To better capitalize on one of Israel's most important natural resources, the draft's authors recommend launching a tender for the rights and opening it to foreign private companies, after setting a minimum price for the concession.
Israel has been mining potash in the Dead Sea in 1952 through a state-owned company called Dead Sea Works, which received mining rights until 2030. ICL was formed by the Israeli government in 1968 through the merger of several chemical manufacturers in the country, including Dead Sea Works. ICL delsited Dead Sea Work in the 1990s, buying all public-owned shares. In 1997, the Israeli government privatized ICL, and with it the Dead Sea concession rights, by selling it to Israel Corporation Ltd., a holding company then owned by Israeli businessman Shaul Eisenberg. The company is currently the fifth largest potash supplier in the world.
The Dead Sea has long been famous for its cobalt waters, its health properties, and for being the lowest point on earth. Unfortunately, it keeps on getting lower, at a rate of about one meter a year, due to overpumping from the Jordan River, its only major water source. The sea’s water crisis creates sinkholes that leave collapsing buildings, roads and agricultural areas in their wake. According to an article published in 2017 in the Journal of Geophysical Research, more than 6000 sinkholes have formed in the area over the last 25 years.

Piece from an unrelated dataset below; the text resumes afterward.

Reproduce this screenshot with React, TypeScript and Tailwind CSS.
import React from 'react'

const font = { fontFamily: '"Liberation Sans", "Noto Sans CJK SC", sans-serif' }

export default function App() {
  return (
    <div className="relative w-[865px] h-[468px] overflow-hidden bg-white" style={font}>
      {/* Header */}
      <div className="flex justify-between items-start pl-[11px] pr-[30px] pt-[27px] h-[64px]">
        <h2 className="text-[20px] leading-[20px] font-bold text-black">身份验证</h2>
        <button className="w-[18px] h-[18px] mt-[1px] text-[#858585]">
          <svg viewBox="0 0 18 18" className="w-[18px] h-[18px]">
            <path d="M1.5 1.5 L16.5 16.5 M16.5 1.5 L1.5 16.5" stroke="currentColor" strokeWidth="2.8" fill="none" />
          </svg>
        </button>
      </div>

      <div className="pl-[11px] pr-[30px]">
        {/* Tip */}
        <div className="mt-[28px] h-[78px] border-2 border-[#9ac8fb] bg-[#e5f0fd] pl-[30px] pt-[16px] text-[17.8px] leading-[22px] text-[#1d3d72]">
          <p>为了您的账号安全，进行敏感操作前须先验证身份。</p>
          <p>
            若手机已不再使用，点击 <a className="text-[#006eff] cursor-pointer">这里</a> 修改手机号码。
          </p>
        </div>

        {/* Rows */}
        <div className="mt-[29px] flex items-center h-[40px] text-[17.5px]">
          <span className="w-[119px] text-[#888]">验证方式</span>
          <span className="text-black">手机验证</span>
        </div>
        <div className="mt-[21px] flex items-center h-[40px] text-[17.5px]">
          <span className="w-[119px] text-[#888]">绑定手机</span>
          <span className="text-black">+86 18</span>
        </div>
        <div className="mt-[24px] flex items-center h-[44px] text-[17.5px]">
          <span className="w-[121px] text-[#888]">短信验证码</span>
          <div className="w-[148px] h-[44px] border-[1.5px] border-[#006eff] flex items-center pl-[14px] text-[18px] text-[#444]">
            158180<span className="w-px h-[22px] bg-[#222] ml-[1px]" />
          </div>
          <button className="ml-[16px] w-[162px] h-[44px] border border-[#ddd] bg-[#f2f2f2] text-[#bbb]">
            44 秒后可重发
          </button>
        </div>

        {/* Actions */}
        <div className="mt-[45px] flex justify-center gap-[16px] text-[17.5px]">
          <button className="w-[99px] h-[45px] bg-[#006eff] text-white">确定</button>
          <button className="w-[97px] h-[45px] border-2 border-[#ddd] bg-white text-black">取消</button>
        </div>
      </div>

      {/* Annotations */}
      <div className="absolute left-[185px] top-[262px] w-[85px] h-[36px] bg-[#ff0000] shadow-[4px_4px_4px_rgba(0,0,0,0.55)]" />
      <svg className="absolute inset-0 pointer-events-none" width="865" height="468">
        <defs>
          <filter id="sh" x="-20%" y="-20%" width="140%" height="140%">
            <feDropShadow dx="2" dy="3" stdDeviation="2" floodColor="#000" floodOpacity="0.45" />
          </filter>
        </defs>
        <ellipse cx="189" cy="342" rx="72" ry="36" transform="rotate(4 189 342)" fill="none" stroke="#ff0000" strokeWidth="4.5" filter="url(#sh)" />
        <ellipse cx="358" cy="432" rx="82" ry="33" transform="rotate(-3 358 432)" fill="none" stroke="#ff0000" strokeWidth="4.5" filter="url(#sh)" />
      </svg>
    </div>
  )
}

The salt evaporation ponds operated by Dead Sea Works greatly exacerbate the situation due to water used for potash and salt harvesting, especially in the sea's southern basin where they are located. The salt that crystallizes on the bottom of the ponds is also raising the ponds' water levels and threatening to flood nearby hotels, endangering the already struggling hospitality industry in the area. Jordan also operates evaporation ponds in the area.
In 2015, following debates about the licensing of natural resources to private entities in Israel, the government set up a team to examine ICL's permit and offer recommendations for how to handle the rights after the expiration date. The team, headed by Yoel Naveh, Israel's chief economist, was supposed to turn in recommendations by May 2016 but is only now reaching the end of the process.
According to the draft, the team's first recommendation is to continue the mining process in the area despite the widespread damage it causes. The operations net Israel hundreds of millions of shekels a year, the team said, also providing employment to around 3,000 people and to auxiliary service providers.
ICL has a built-in advantage if case a tender is published, as its current concession gives it an option to meet the terms offered by other companies to win back the mining rights, in case a tender is published. ICL has an additional advantage since it is the current operator and owner of the local chemical processing facilities.
If no companies meet the minimum target price set by Israel the government the draft proposal recommends that the permits will be transferred to a new state-owned company to be set up.
The draft further proposes that any new mining permit would limit use of water in the production of minerals, and levy a tax on potential environmental damages.
As part of an arbitration process that has been going on since 2010, Israel now demands that ICL pays NIS 600 million for past mineral mining royalties.